Clinical Features of a Stargardt-Like Dominant Progressive Macular Dystrophy With Genetic Linkage to Chromosome 6q

Author Affiliations

From the Departments of Ophthalmology (Drs Stone, Kimura, and Weingeist and Mr Nichols) and Pediatrics (Dr Sheffield), The University of Iowa College of Medicine, Iowa City; and the Department of Ophthalmology, Emory University, Atlanta, Ga (Dr Drack).

Arch Ophthalmol. 1994;112(6):765-772. doi:10.1001/archopht.1994.01090180063036
Abstract

Background and Objectives:  We identified a large family affected with a macular dystrophy whose main clinical features are similar to those of Stargardt's disease. Unlike true Stargardt's disease, the disorder in this family is inherited in an autosomal dominant fashion. We sought to identify the chromosomal location of the diseasecausing gene and to clinically define the phenotype in a number of affected family members.

Methods:  Thirty-two family members underwent clinical examination. A total of 23 affected family members were identified, and these patients were genotyped at candidate loci with short tandem repeat polymorphisms. The LINKAGE computer program was used for linkage calculations.

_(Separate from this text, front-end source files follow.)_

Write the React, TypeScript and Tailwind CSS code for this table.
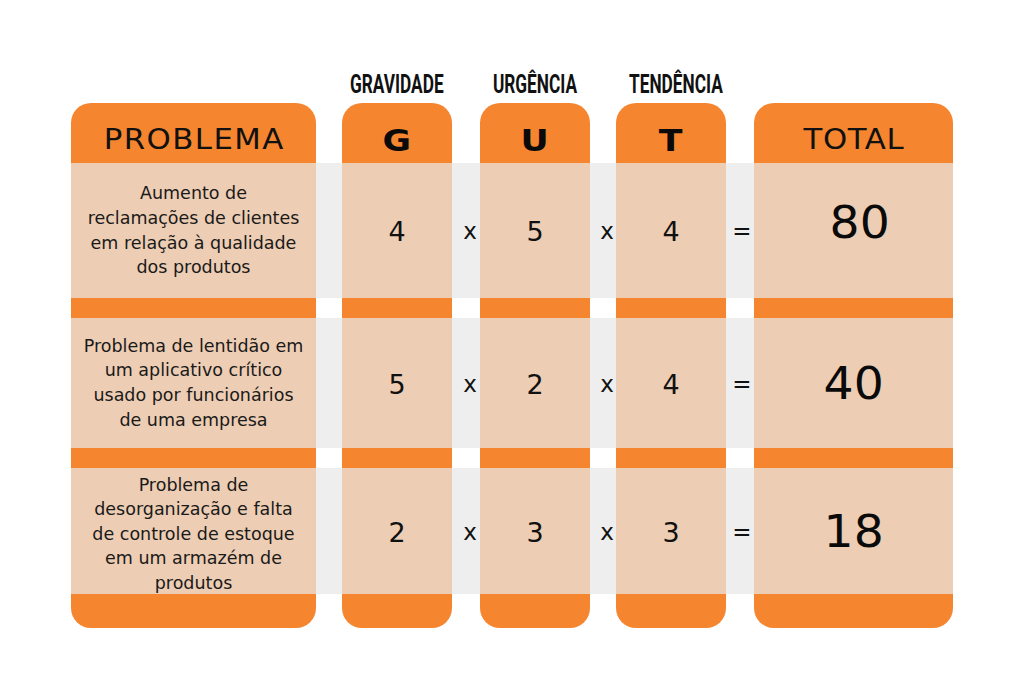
import React from "react";

const body = { fontFamily: '"DejaVu Sans", "Noto Sans", sans-serif' };
const label = { fontFamily: 'Roboto, "Liberation Sans", sans-serif' };

const rowH = ["h-[135px]", "h-[130px]", "h-[126px]"];

function Col({
  width,
  header,
  cells,
}: {
  width: string;
  header: React.ReactNode;
  cells: React.ReactNode[];
}) {
  return (
    <div className={`flex flex-col ${width}`}>
      <div className="h-[60px] pt-[14px] rounded-t-[20px] bg-[#f5852f] flex items-center justify-center">
        {header}
      </div>
      <div className={`${rowH[0]} bg-[#edcdb3] flex items-center justify-center`}>{cells[0]}</div>
      <div className="h-[20px] bg-[#f5852f]" />
      <div className={`${rowH[1]} bg-[#edcdb3] flex items-center justify-center`}>{cells[1]}</div>
      <div className="h-[20px] bg-[#f5852f]" />
      <div className={`${rowH[2]} bg-[#edcdb3] flex items-center justify-center`}>{cells[2]}</div>
      <div className="h-[34px] rounded-b-[20px] bg-[#f5852f]" />
    </div>
  );
}

function Gap({ width, sym, shift }: { width: string; sym: string; shift: string }) {
  const s = (
    <span className={`text-[23px] leading-none text-[#111] ${shift}`} style={body}>
      {sym}
    </span>
  );
  return (
    <div className={`flex flex-col ${width}`}>
      <div className="h-[60px] bg-white" />
      <div className={`${rowH[0]} bg-[#eeeeee] flex items-center justify-center`}>{s}</div>
      <div className="h-[20px] bg-white" />
      <div className={`${rowH[1]} bg-[#eeeeee] flex items-center justify-center`}>{s}</div>
      <div className="h-[20px] bg-white" />
      <div className={`${rowH[2]} bg-[#eeeeee] flex items-center justify-center`}>{s}</div>
      <div className="h-[34px] bg-white" />
    </div>
  );
}

function Num({ v }: { v: string }) {
  return (
    <span className="text-[27px] leading-none text-[#111] mt-[2px]" style={body}>
      {v}
    </span>
  );
}

function Total({ v, extra = "" }: { v: string; extra?: string }) {
  return (
    <span className={`text-[45px] leading-none text-[#0a0a0a] scale-x-[1.05] inline-block ${extra}`} style={body}>
      {v}
    </span>
  );
}

function Desc({ lines }: { lines: string[] }) {
  return (
    <p className="text-[17.5px] leading-[24.6px] text-[#1a1a1a] text-center" style={body}>
      {lines.map((l, i) => (
        <React.Fragment key={i}>
          {l}
          {i < lines.length - 1 && <br />}
        </React.Fragment>
      ))}
    </p>
  );
}

function Letter({ c }: { c: string }) {
  return (
    <span className="text-[31px] font-black leading-none text-[#0a0a0a] scale-x-[1.12] inline-block" style={body}>
      {c}
    </span>
  );
}

function Big({ t, track }: { t: string; track: string }) {
  return (
    <span className={`text-[28px] leading-none text-[#111] scale-x-[1.1] inline-block ${track}`} style={body}>
      {t}
    </span>
  );
}

function Label({ t, extra = "" }: { t: string; extra?: string }) {
  return (
    <div className={`w-[110px] flex justify-center ${extra}`}>
      <span
        className="text-[25px] font-bold leading-none text-[#111] whitespace-nowrap scale-x-[0.69] inline-block"
        style={label}
      >
        {t}
      </span>
    </div>
  );
}

export default function App() {
  return (
    <div className="w-[1024px] h-[699px] bg-white pt-[72px]">
      <div className="flex ml-[71px] h-[25px] mb-[6px]">
        <div className="w-[245px]" />
        <div className="w-[26px]" />
        <Label t="GRAVIDADE" />
        <div className="w-[28px]" />
        <Label t="URGÊNCIA" />
        <div className="w-[26px]" />
        <Label t="TENDÊNCIA" extra="pl-[10px]" />
      </div>
      <div className="flex ml-[71px]">
        <Col
          width="w-[245px]"
          header={<Big t="PROBLEMA" track="tracking-[1.3px] ml-[1px]" />}
          cells={[
            <Desc
              lines={[
                "Aumento de",
                "reclamações de clientes",
                "em relação à qualidade",
                "dos produtos",
              ]}
            />,
            <Desc
              lines={[
                "Problema de lentidão em",
                "um aplicativo crítico",
                "usado por funcionários",
                "de uma empresa",
              ]}
            />,
            <div className="mt-[6px]">
              <Desc
                lines={[
                  "Problema de",
                  "desorganização e falta",
                  "de controle de estoque",
                  "em um armazém de",
                  "produtos",
                ]}
              />
            </div>,
          ]}
        />
        <Gap width="w-[26px]" sym="" shift="" />
        <Col width="w-[110px]" header={<Letter c="G" />} cells={[<Num v="4" />, <Num v="5" />, <Num v="2" />]} />
        <Gap width="w-[28px]" sym="x" shift="ml-[8px] mt-[2px]" />
        <Col width="w-[110px]" header={<Letter c="U" />} cells={[<Num v="5" />, <Num v="2" />, <Num v="3" />]} />
        <Gap width="w-[26px]" sym="x" shift="ml-[8px] mt-[2px]" />
        <Col width="w-[110px]" header={<Letter c="T" />} cells={[<Num v="4" />, <Num v="4" />, <Num v="3" />]} />
        <Gap width="w-[28px]" sym="=" shift="ml-[4px] mt-[2px]" />
        <Col
          width="w-[199px]"
          header={<Big t="TOTAL" track="tracking-[0.6px] ml-[1px]" />}
          cells={[<Total v="80" extra="mb-[16px] ml-[12px]" />, <Total v="40" />, <Total v="18" />]}
        />
      </div>
    </div>
  );
}
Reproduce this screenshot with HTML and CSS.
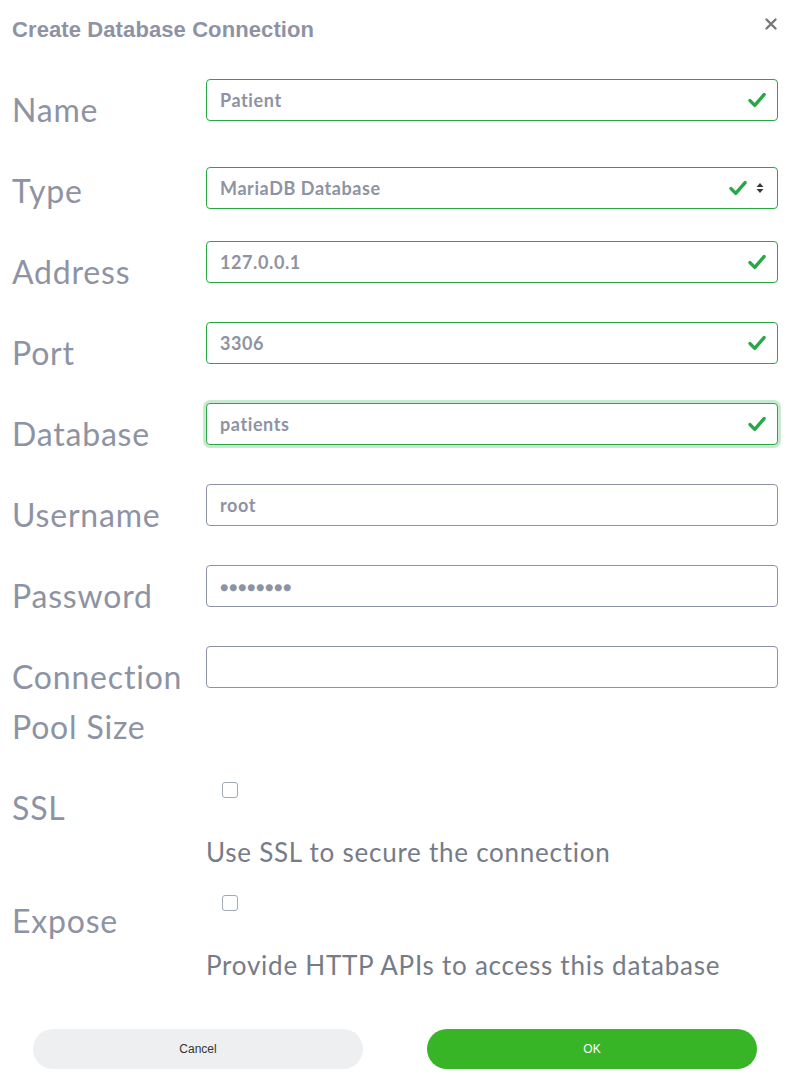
FILE: index.html
```html
<!DOCTYPE html>
<html>
<head>
<meta charset="utf-8">
<link rel="stylesheet" href="styles.css">
</head>
<body>
<div class="dialog">
  <div class="header">
    <h1 class="title">Create Database Connection</h1>
    <svg class="close" viewBox="0 0 12 12"><path d="M1.5 1.5 L10.5 10.5 M10.5 1.5 L1.5 10.5" stroke="#777777" stroke-width="2.4" stroke-linecap="round"/></svg>
  </div>
  <div class="form">
    <div class="row">
      <div class="label">Name</div>
      <div class="field">
        <div class="input valid"><span class="value">Patient</span><svg class="check" viewBox="0 0 16 14"><path d="M1.8 7.5 L6 11.8 L14.3 2.2" fill="none" stroke="#28a745" stroke-width="3" stroke-linecap="round" stroke-linejoin="round"/></svg></div>
      </div>
    </div>
    <div class="row">
      <div class="label">Type</div>
      <div class="field type-field">
        <div class="input valid"><span class="value">MariaDB Database</span><svg class="check" viewBox="0 0 16 14"><path d="M1.8 7.5 L6 11.8 L14.3 2.2" fill="none" stroke="#28a745" stroke-width="3" stroke-linecap="round" stroke-linejoin="round"/></svg><svg class="updown" viewBox="0 0 8 12"><path d="M4 1 L7.5 5 H0.5 Z M4 11 L7.5 7 H0.5 Z" fill="#343a40"/></svg></div>
      </div>
    </div>
    <div class="row">
      <div class="label">Address</div>
      <div class="field">
        <div class="input valid"><span class="value">127.0.0.1</span><svg class="check" viewBox="0 0 16 14"><path d="M1.8 7.5 L6 11.8 L14.3 2.2" fill="none" stroke="#28a745" stroke-width="3" stroke-linecap="round" stroke-linejoin="round"/></svg></div>
      </div>
    </div>
    <div class="row">
      <div class="label">Port</div>
      <div class="field">
        <div class="input valid"><span class="value">3306</span><svg class="check" viewBox="0 0 16 14"><path d="M1.8 7.5 L6 11.8 L14.3 2.2" fill="none" stroke="#28a745" stroke-width="3" stroke-linecap="round" stroke-linejoin="round"/></svg></div>
      </div>
    </div>
    <div class="row">
      <div class="label">Database</div>
      <div class="field">
        <div class="input valid focused"><span class="value">patients</span><svg class="check" viewBox="0 0 16 14"><path d="M1.8 7.5 L6 11.8 L14.3 2.2" fill="none" stroke="#28a745" stroke-width="3" stroke-linecap="round" stroke-linejoin="round"/></svg></div>
      </div>
    </div>
    <div class="row">
      <div class="label">Username</div>
      <div class="field">
        <div class="input"><span class="value">root</span></div>
      </div>
    </div>
    <div class="row">
      <div class="label">Password</div>
      <div class="field">
        <div class="input"><span class="value dots">&#x25CF;&#x25CF;&#x25CF;&#x25CF;&#x25CF;&#x25CF;&#x25CF;&#x25CF;</span></div>
      </div>
    </div>
    <div class="row">
      <div class="label">Connection<br>Pool Size</div>
      <div class="field">
        <div class="input"></div>
      </div>
    </div>
    <div class="row">
      <div class="label">SSL</div>
      <div class="field">
        <span class="checkbox"></span>
        <div class="desc">Use SSL to secure the connection</div>
      </div>
    </div>
    <div class="row">
      <div class="label">Expose</div>
      <div class="field">
        <span class="checkbox"></span>
        <div class="desc">Provide HTTP APIs to access this database</div>
      </div>
    </div>
  </div>
  <div class="footer">
    <button class="btn cancel">Cancel</button>
    <button class="btn ok">OK</button>
  </div>
</div>
</body>
</html>
```
FILE: styles.css
```css
* { box-sizing: border-box; }
html, body { margin: 0; padding: 0; background: #ffffff; }
body { font-family: Lato, "Open Sans", sans-serif; color: #8e93a3; }
.dialog { width: 786px; height: 1078px; position: relative; }
.header { display: flex; justify-content: space-between; align-items: center; padding: 17px 9px 0 12px; height: 42px; }
.title { margin: 0; font-family: "Liberation Sans", Arial, sans-serif; font-weight: bold; font-size: 22px; letter-spacing: 0.1px; color: #8e93a3; }
.close { width: 12px; height: 12px; margin-top: -12px; }
.form { display: flex; flex-direction: column; gap: 25px; padding: 37px 8px 0 12px; }
.row { display: flex; align-items: flex-start; }
.label { width: 194px; flex: none; padding-top: 6px; font-size: 32px; line-height: 50px; letter-spacing: 0.8px; color: #8e93a3; white-space: nowrap; }
.field { flex: 1; display: flex; flex-direction: column; align-items: flex-start; }
.type-field { padding-top: 7px; }
.input { width: 100%; height: 42px; border: 1px solid #8e93a3; border-radius: 4px; display: flex; align-items: center; padding: 0 11px 0 13px; background: #fff; }
.input.valid { border-color: #28a745; }
.input.focused { box-shadow: 0 0 0 3px rgba(40, 167, 69, 0.25); }
.value { flex: 1; font-weight: bold; font-size: 18px; letter-spacing: 0.6px; color: #8e93a3; }
.value.dots { font-size: 14px; letter-spacing: 0.6px; }
.check { width: 18px; height: 16px; flex: none; }
.updown { width: 8px; height: 12px; flex: none; margin-left: 9px; margin-right: 2px; }
.checkbox { width: 16px; height: 16px; border: 1px solid #a3a8b5; border-radius: 3px; margin: 5px 0 0 16px; background: #fff; }
.desc { margin-top: 41px; font-size: 26px; line-height: 26px; letter-spacing: 0.75px; color: #767b88; white-space: nowrap; }
.footer { position: absolute; left: 33px; right: 29px; top: 1029px; display: flex; justify-content: space-between; }
.btn { width: 330px; height: 40px; border: none; border-radius: 20px; font-family: "Liberation Sans", Arial, sans-serif; font-size: 12px; }
.cancel { background: #eeeff1; color: #333; }
.ok { background: #37b526; color: #fff; }
```
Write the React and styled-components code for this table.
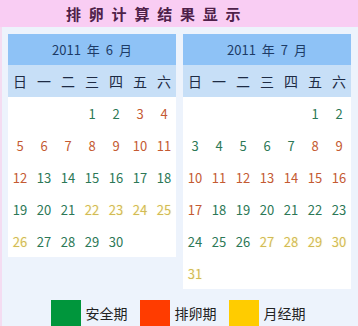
import React from "react";
import styled, { createGlobalStyle } from "styled-components";

const Global = createGlobalStyle`
  html, body { margin: 0; padding: 0; background: #edf3fc; }
  body { font-family: "Noto Sans CJK SC", "Liberation Sans", sans-serif; }
`;

const Page = styled.div`
  width: 358px;
  height: 326px;
  overflow: hidden;
  background: #edf3fc;
`;

const TitleBar = styled.div`
  height: 27px;
  background: #f9cdf3;
  display: flex;
  align-items: center;
  padding-left: 66px;
  box-sizing: border-box;
`;

const Title = styled.h1`
  margin: 0;
  font-size: 15px;
  font-weight: 700;
  color: #4e2149;
  letter-spacing: 7.8px;
  line-height: 1;
`;

const Body = styled.div`
  border-left: 2px solid #f4dcf1;
  padding: 7px 6px 0 6px;
`;

const Cards = styled.div`
  display: flex;
  gap: 7px;
  align-items: flex-start;
`;

const Card = styled.div`
  width: 168px;
  background: #fff;
`;

const MonthHead = styled.div`
  height: 31px;
  background: #8ec2f6;
  color: #1d3b66;
  display: flex;
  align-items: center;
  justify-content: center;
  font-size: 13px;
  word-spacing: 3px;
`;

const Grid = styled.div`
  display: grid;
  grid-template-columns: repeat(7, 24px);
  grid-auto-rows: 32px;
`;

const WeekRow = styled(Grid)`
  background: #c7dff7;
`;

const Weekday = styled.div`
  display: flex;
  align-items: center;
  justify-content: center;
  font-size: 14px;
  color: #1e2b44;
`;

const colors = {
  g: "#2c7856",
  r: "#c45a32",
  y: "#d1bb55",
};

const Day = styled.div`
  display: flex;
  align-items: center;
  justify-content: center;
  font-size: 13px;
  color: ${(p) => colors[p.$k]};
  text-shadow: ${(p) => (p.$k === "y" ? "0 0 2px #fff3c0" : "none")};
`;

const Legend = styled.div`
  display: flex;
  justify-content: center;
  align-items: center;
  gap: 12px;
  margin-top: 11px;
  padding-right: 4px;
`;

const LegendItem = styled.div`
  display: flex;
  align-items: center;
  gap: 5px;
`;

const Swatch = styled.span`
  display: block;
  width: 30px;
  height: 26px;
  background: ${(p) => p.$c};
`;

const LegendText = styled.span`
  font-size: 14px;
  color: #222;
`;

function Calendar({ year, month, start, days, kinds }) {
  const cells = [];
  for (let i = 0; i < start; i++) cells.push(<div key={"e" + i} />);
  for (let d = 1; d <= days; d++)
    cells.push(
      <Day key={d} $k={kinds(d)}>
        {d}
      </Day>
    );
  return (
    <Card>
      <MonthHead>
        {year} 年 {month} 月
      </MonthHead>
      <WeekRow>
        {["日", "一", "二", "三", "四", "五", "六"].map((w) => (
          <Weekday key={w}>{w}</Weekday>
        ))}
      </WeekRow>
      <Grid>{cells}</Grid>
    </Card>
  );
}

const juneKind = (d) =>
  d >= 3 && d <= 12 ? "r" : d >= 22 && d <= 26 ? "y" : "g";
const julyKind = (d) =>
  d >= 8 && d <= 17 ? "r" : d >= 27 ? "y" : "g";

export default function App() {
  return (
    <Page>
      <Global />
      <TitleBar>
        <Title>排卵计算结果显示</Title>
      </TitleBar>
      <Body>
        <Cards>
          <Calendar year={2011} month={6} start={3} days={30} kinds={juneKind} />
          <Calendar year={2011} month={7} start={5} days={31} kinds={julyKind} />
        </Cards>
        <Legend>
          <LegendItem>
            <Swatch $c="#00963c" />
            <LegendText>安全期</LegendText>
          </LegendItem>
          <LegendItem>
            <Swatch $c="#ff3c00" />
            <LegendText>排卵期</LegendText>
          </LegendItem>
          <LegendItem>
            <Swatch $c="#ffcc00" />
            <LegendText>月经期</LegendText>
          </LegendItem>
        </Legend>
      </Body>
    </Page>
  );
}
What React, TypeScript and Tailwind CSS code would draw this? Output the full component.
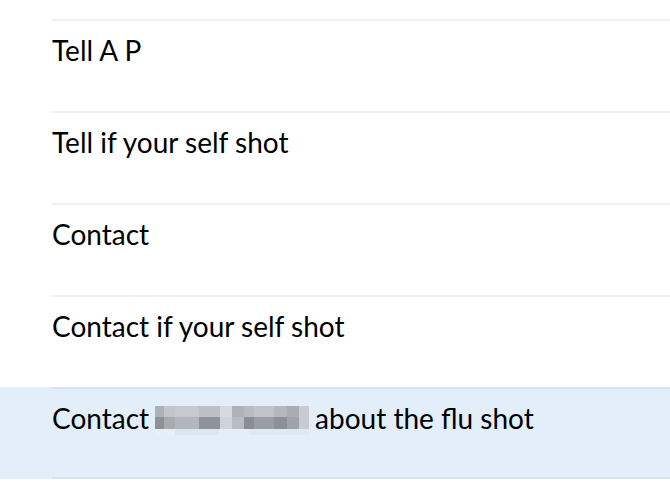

Results:  Affected patients had normal vision in early childhood but began to experience difficulty with central vision between 5 and 23 years of age. Fundus examination early in the disease course revealed flecks in the macula. Central atrophy developed later, with visual acuity decreasing to 20/200 or worse in all patients older than 31 years. Fluorescein angiography revealed no evidence of choroidal silence. Electroretinograms were near normal in younger affected individuals and were most notable for prolonged implicit times in a 73-year-old patient. Chromosome linkage analysis revealed the diseasecausing gene to be located near the centromere on the long arm of chromosome 6. The maximum lod score was 5.5 (θ=0) with marker D6S280. Multipoint analysis resulted in a peak lod score of 6.2 in the interval between markers D6S313 and D6S252 and excluded the interval containing the North Carolina macular dystrophy gene.

Conclusions:  This autosomal dominant macular dystrophy is clinically similar to Stargardt's disease, with the exception of its pattern of inheritance. The clearly progressive nature of the disease distinguishes it from North Carolina macular dystrophy, whose causative gene is also located on the long arm of chromosome 6. Identification of the gene involved in this disease may provide clues to the pathogenesis of age-related macular degeneration.